Data in this exercise —
-- begin --
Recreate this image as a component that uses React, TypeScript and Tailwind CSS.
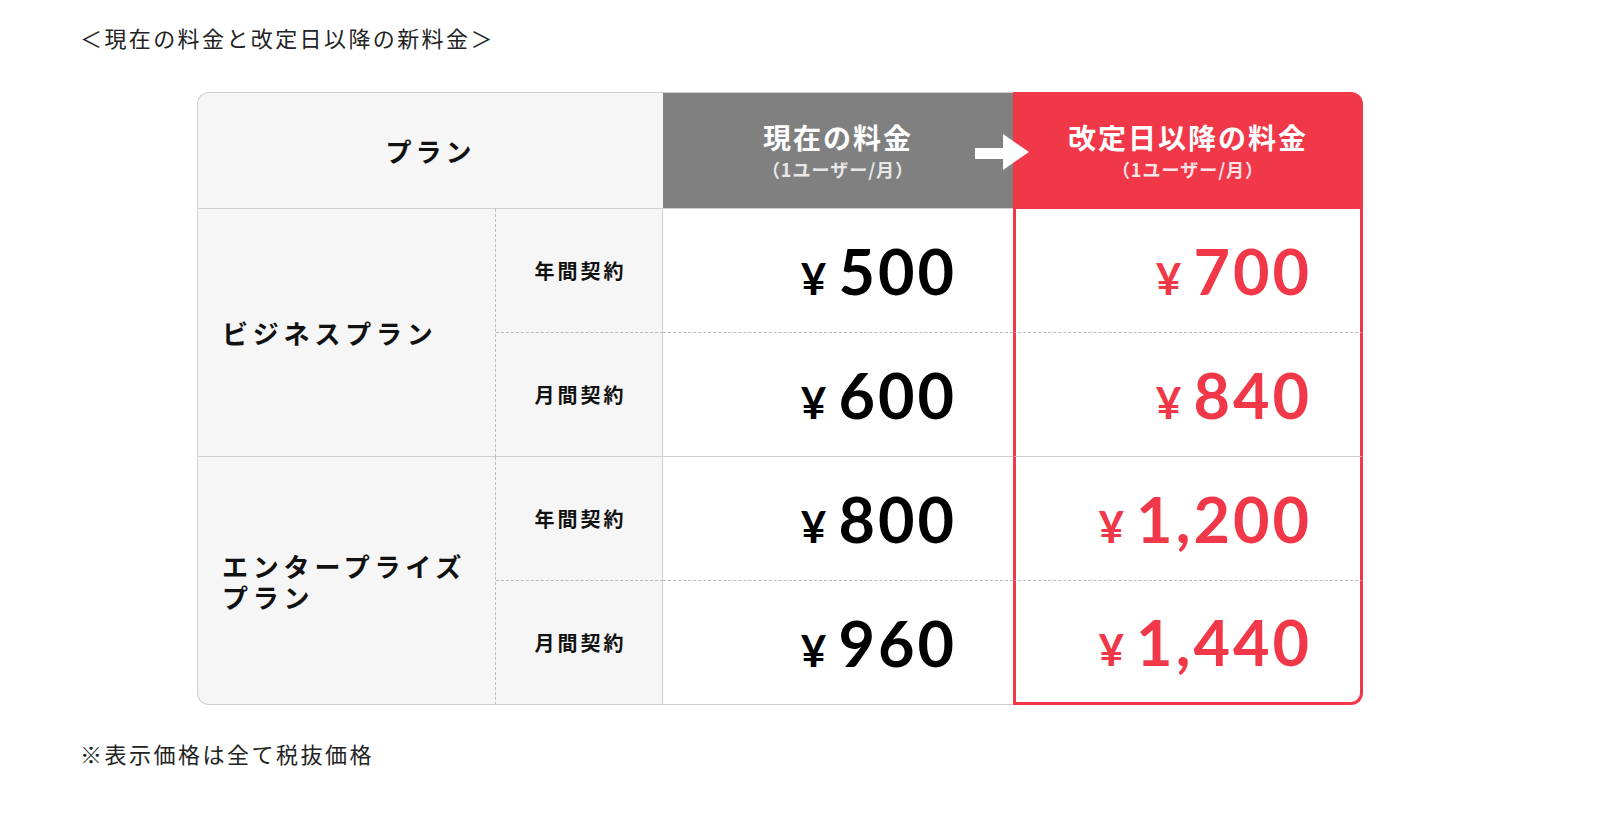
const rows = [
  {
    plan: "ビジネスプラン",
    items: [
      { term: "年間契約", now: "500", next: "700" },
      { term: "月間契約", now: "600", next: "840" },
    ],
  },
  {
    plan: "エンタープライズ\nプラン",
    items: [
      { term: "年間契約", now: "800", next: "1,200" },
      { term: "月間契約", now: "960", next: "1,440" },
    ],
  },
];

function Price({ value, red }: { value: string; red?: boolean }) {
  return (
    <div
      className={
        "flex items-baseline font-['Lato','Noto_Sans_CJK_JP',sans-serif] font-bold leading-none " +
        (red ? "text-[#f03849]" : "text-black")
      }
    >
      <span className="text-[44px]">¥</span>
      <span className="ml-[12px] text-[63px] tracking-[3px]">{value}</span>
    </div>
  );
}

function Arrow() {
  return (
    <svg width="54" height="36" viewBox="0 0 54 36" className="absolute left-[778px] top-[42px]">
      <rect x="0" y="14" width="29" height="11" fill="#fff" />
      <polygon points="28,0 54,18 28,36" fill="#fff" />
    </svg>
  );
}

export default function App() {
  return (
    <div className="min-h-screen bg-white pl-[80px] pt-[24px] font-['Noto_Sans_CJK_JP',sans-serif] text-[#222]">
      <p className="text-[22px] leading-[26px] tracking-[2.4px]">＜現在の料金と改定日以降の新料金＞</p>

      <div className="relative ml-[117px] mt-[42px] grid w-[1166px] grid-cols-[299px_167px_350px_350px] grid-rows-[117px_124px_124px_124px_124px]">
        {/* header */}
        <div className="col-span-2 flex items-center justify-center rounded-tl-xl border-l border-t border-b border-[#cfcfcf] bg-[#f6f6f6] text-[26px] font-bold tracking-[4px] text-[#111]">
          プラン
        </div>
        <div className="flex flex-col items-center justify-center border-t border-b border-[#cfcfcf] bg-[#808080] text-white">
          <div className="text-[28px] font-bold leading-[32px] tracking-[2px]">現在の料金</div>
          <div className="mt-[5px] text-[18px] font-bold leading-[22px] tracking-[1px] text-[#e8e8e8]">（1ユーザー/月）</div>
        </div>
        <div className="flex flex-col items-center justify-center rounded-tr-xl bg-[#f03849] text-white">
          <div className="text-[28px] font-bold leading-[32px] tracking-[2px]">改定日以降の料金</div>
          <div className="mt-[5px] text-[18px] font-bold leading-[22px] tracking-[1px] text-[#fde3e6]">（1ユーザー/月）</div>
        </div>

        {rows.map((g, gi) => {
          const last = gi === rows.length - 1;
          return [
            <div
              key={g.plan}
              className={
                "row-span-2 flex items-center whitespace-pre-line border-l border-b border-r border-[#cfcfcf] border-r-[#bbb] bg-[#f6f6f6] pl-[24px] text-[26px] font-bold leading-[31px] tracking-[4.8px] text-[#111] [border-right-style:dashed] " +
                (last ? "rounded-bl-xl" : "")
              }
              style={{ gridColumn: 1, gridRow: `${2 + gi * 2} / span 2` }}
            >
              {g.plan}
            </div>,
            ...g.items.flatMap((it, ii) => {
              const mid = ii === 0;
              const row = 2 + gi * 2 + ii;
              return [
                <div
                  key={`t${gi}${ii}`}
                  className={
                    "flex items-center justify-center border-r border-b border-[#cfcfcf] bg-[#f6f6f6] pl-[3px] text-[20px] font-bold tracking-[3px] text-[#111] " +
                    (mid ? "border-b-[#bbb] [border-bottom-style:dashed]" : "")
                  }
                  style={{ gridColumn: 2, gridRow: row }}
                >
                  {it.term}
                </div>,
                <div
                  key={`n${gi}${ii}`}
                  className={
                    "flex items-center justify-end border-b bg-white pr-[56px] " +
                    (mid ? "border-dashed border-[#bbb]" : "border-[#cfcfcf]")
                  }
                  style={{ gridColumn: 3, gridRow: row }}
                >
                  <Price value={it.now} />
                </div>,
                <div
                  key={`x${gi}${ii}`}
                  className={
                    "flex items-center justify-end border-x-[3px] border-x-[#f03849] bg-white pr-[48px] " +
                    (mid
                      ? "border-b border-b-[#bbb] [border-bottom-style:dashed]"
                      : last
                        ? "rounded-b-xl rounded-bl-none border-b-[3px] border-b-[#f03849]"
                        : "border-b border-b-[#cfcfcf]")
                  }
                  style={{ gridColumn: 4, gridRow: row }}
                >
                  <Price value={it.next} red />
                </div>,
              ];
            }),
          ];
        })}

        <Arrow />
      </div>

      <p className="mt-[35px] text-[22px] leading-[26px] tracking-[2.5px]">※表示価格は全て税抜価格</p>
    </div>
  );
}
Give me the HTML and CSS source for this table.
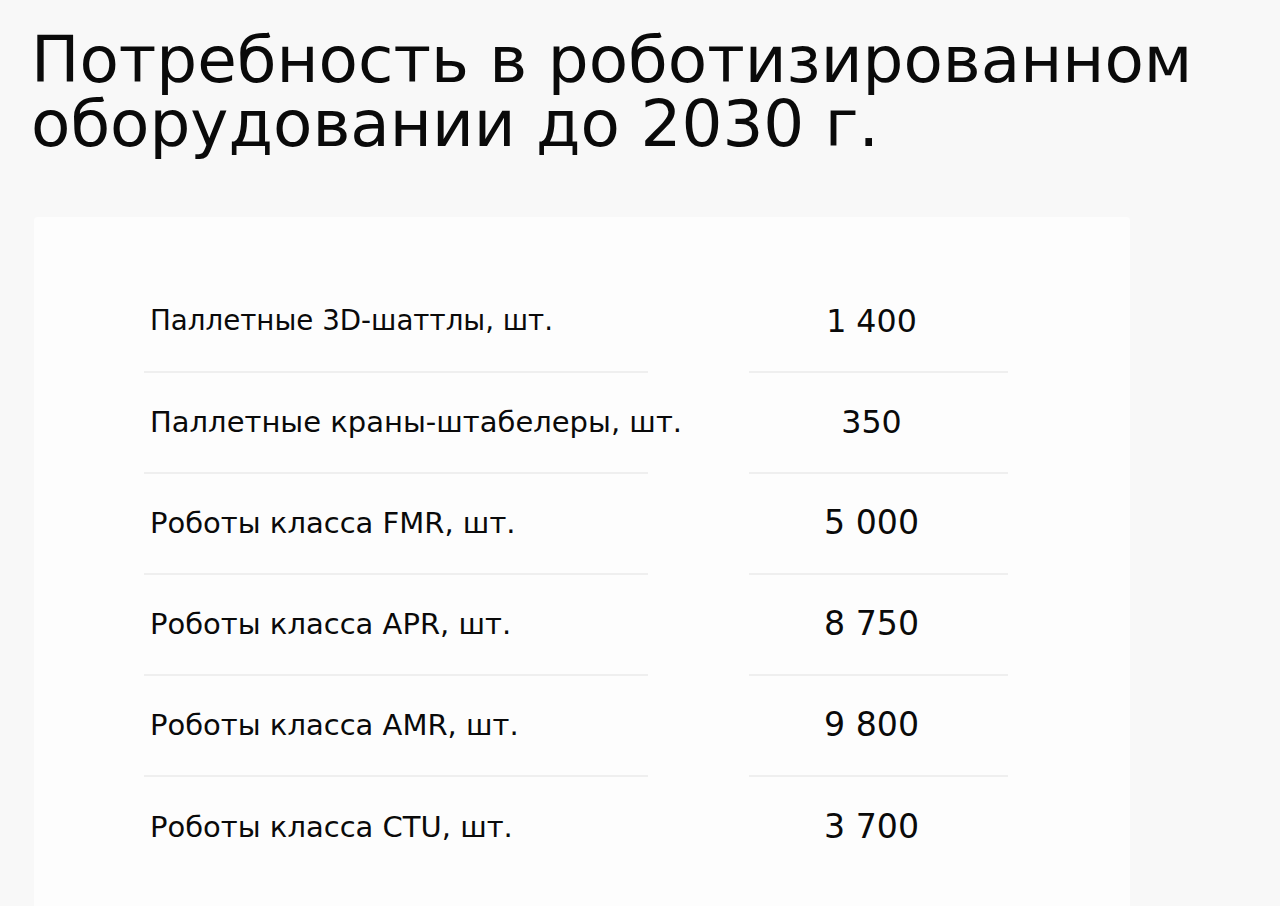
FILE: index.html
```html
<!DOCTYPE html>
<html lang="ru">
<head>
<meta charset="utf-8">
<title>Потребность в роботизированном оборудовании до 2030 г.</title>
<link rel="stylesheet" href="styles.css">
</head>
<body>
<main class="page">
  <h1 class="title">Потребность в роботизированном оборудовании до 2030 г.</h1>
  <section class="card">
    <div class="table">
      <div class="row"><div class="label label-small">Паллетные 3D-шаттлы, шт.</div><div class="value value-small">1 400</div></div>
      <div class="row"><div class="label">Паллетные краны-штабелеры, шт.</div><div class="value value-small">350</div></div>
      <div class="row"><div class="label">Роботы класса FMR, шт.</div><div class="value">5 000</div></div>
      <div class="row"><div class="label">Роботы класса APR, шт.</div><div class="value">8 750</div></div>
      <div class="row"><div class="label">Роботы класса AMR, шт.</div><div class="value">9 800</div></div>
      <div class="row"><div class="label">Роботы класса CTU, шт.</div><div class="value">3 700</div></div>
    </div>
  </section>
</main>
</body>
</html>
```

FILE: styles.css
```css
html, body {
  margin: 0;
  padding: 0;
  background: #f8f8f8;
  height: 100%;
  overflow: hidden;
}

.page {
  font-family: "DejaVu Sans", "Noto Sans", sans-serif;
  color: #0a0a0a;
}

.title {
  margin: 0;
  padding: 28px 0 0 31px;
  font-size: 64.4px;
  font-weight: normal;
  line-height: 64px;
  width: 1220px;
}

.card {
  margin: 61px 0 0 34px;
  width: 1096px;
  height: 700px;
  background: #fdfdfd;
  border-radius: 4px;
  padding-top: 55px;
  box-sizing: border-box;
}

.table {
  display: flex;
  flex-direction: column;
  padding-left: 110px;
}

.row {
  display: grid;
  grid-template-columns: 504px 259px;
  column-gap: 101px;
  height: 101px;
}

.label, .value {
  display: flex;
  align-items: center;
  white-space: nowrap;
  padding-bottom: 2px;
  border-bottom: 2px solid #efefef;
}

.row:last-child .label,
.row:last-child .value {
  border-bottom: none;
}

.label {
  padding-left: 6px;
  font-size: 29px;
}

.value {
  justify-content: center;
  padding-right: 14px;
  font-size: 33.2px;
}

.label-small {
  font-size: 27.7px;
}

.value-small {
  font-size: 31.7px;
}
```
-- end --
Instruction —
Transcribe the whole listing exactly. Pictures stay out of your copy.

Solution for this problem —
Recreate this image as a component that uses React, TypeScript and Tailwind CSS.
const rows = [
  {
    plan: "ビジネスプラン",
    items: [
      { term: "年間契約", now: "500", next: "700" },
      { term: "月間契約", now: "600", next: "840" },
    ],
  },
  {
    plan: "エンタープライズ\nプラン",
    items: [
      { term: "年間契約", now: "800", next: "1,200" },
      { term: "月間契約", now: "960", next: "1,440" },
    ],
  },
];

function Price({ value, red }: { value: string; red?: boolean }) {
  return (
    <div
      className={
        "flex items-baseline font-['Lato','Noto_Sans_CJK_JP',sans-serif] font-bold leading-none " +
        (red ? "text-[#f03849]" : "text-black")
      }
    >
      <span className="text-[44px]">¥</span>
      <span className="ml-[12px] text-[63px] tracking-[3px]">{value}</span>
    </div>
  );
}

function Arrow() {
  return (
    <svg width="54" height="36" viewBox="0 0 54 36" className="absolute left-[778px] top-[42px]">
      <rect x="0" y="14" width="29" height="11" fill="#fff" />
      <polygon points="28,0 54,18 28,36" fill="#fff" />
    </svg>
  );
}

export default function App() {
  return (
    <div className="min-h-screen bg-white pl-[80px] pt-[24px] font-['Noto_Sans_CJK_JP',sans-serif] text-[#222]">
      <p className="text-[22px] leading-[26px] tracking-[2.4px]">＜現在の料金と改定日以降の新料金＞</p>

      <div className="relative ml-[117px] mt-[42px] grid w-[1166px] grid-cols-[299px_167px_350px_350px] grid-rows-[117px_124px_124px_124px_124px]">
        {/* header */}
        <div className="col-span-2 flex items-center justify-center rounded-tl-xl border-l border-t border-b border-[#cfcfcf] bg-[#f6f6f6] text-[26px] font-bold tracking-[4px] text-[#111]">
          プラン
        </div>
        <div className="flex flex-col items-center justify-center border-t border-b border-[#cfcfcf] bg-[#808080] text-white">
          <div className="text-[28px] font-bold leading-[32px] tracking-[2px]">現在の料金</div>
          <div className="mt-[5px] text-[18px] font-bold leading-[22px] tracking-[1px] text-[#e8e8e8]">（1ユーザー/月）</div>
        </div>
        <div className="flex flex-col items-center justify-center rounded-tr-xl bg-[#f03849] text-white">
          <div className="text-[28px] font-bold leading-[32px] tracking-[2px]">改定日以降の料金</div>
          <div className="mt-[5px] text-[18px] font-bold leading-[22px] tracking-[1px] text-[#fde3e6]">（1ユーザー/月）</div>
        </div>

        {rows.map((g, gi) => {
          const last = gi === rows.length - 1;
          return [
            <div
              key={g.plan}
              className={
                "row-span-2 flex items-center whitespace-pre-line border-l border-b border-r border-[#cfcfcf] border-r-[#bbb] bg-[#f6f6f6] pl-[24px] text-[26px] font-bold leading-[31px] tracking-[4.8px] text-[#111] [border-right-style:dashed] " +
                (last ? "rounded-bl-xl" : "")
              }
              style={{ gridColumn: 1, gridRow: `${2 + gi * 2} / span 2` }}
            >
              {g.plan}
            </div>,
            ...g.items.flatMap((it, ii) => {
              const mid = ii === 0;
              const row = 2 + gi * 2 + ii;
              return [
                <div
                  key={`t${gi}${ii}`}
                  className={
                    "flex items-center justify-center border-r border-b border-[#cfcfcf] bg-[#f6f6f6] pl-[3px] text-[20px] font-bold tracking-[3px] text-[#111] " +
                    (mid ? "border-b-[#bbb] [border-bottom-style:dashed]" : "")
                  }
                  style={{ gridColumn: 2, gridRow: row }}
                >
                  {it.term}
                </div>,
                <div
                  key={`n${gi}${ii}`}
                  className={
                    "flex items-center justify-end border-b bg-white pr-[56px] " +
                    (mid ? "border-dashed border-[#bbb]" : "border-[#cfcfcf]")
                  }
                  style={{ gridColumn: 3, gridRow: row }}
                >
                  <Price value={it.now} />
                </div>,
                <div
                  key={`x${gi}${ii}`}
                  className={
                    "flex items-center justify-end border-x-[3px] border-x-[#f03849] bg-white pr-[48px] " +
                    (mid
                      ? "border-b border-b-[#bbb] [border-bottom-style:dashed]"
                      : last
                        ? "rounded-b-xl rounded-bl-none border-b-[3px] border-b-[#f03849]"
                        : "border-b border-b-[#cfcfcf]")
                  }
                  style={{ gridColumn: 4, gridRow: row }}
                >
                  <Price value={it.next} red />
                </div>,
              ];
            }),
          ];
        })}

        <Arrow />
      </div>

      <p className="mt-[35px] text-[22px] leading-[26px] tracking-[2.5px]">※表示価格は全て税抜価格</p>
    </div>
  );
}
Give me the HTML and CSS source for this table.
FILE: index.html
```html
<!DOCTYPE html>
<html lang="ru">
<head>
<meta charset="utf-8">
<title>Потребность в роботизированном оборудовании до 2030 г.</title>
<link rel="stylesheet" href="styles.css">
</head>
<body>
<main class="page">
  <h1 class="title">Потребность в роботизированном оборудовании до 2030 г.</h1>
  <section class="card">
    <div class="table">
      <div class="row"><div class="label label-small">Паллетные 3D-шаттлы, шт.</div><div class="value value-small">1 400</div></div>
      <div class="row"><div class="label">Паллетные краны-штабелеры, шт.</div><div class="value value-small">350</div></div>
      <div class="row"><div class="label">Роботы класса FMR, шт.</div><div class="value">5 000</div></div>
      <div class="row"><div class="label">Роботы класса APR, шт.</div><div class="value">8 750</div></div>
      <div class="row"><div class="label">Роботы класса AMR, шт.</div><div class="value">9 800</div></div>
      <div class="row"><div class="label">Роботы класса CTU, шт.</div><div class="value">3 700</div></div>
    </div>
  </section>
</main>
</body>
</html>
```

FILE: styles.css
```css
html, body {
  margin: 0;
  padding: 0;
  background: #f8f8f8;
  height: 100%;
  overflow: hidden;
}

.page {
  font-family: "DejaVu Sans", "Noto Sans", sans-serif;
  color: #0a0a0a;
}

.title {
  margin: 0;
  padding: 28px 0 0 31px;
  font-size: 64.4px;
  font-weight: normal;
  line-height: 64px;
  width: 1220px;
}

.card {
  margin: 61px 0 0 34px;
  width: 1096px;
  height: 700px;
  background: #fdfdfd;
  border-radius: 4px;
  padding-top: 55px;
  box-sizing: border-box;
}

.table {
  display: flex;
  flex-direction: column;
  padding-left: 110px;
}

.row {
  display: grid;
  grid-template-columns: 504px 259px;
  column-gap: 101px;
  height: 101px;
}

.label, .value {
  display: flex;
  align-items: center;
  white-space: nowrap;
  padding-bottom: 2px;
  border-bottom: 2px solid #efefef;
}

.row:last-child .label,
.row:last-child .value {
  border-bottom: none;
}

.label {
  padding-left: 6px;
  font-size: 29px;
}

.value {
  justify-content: center;
  padding-right: 14px;
  font-size: 33.2px;
}

.label-small {
  font-size: 27.7px;
}

.value-small {
  font-size: 31.7px;
}
```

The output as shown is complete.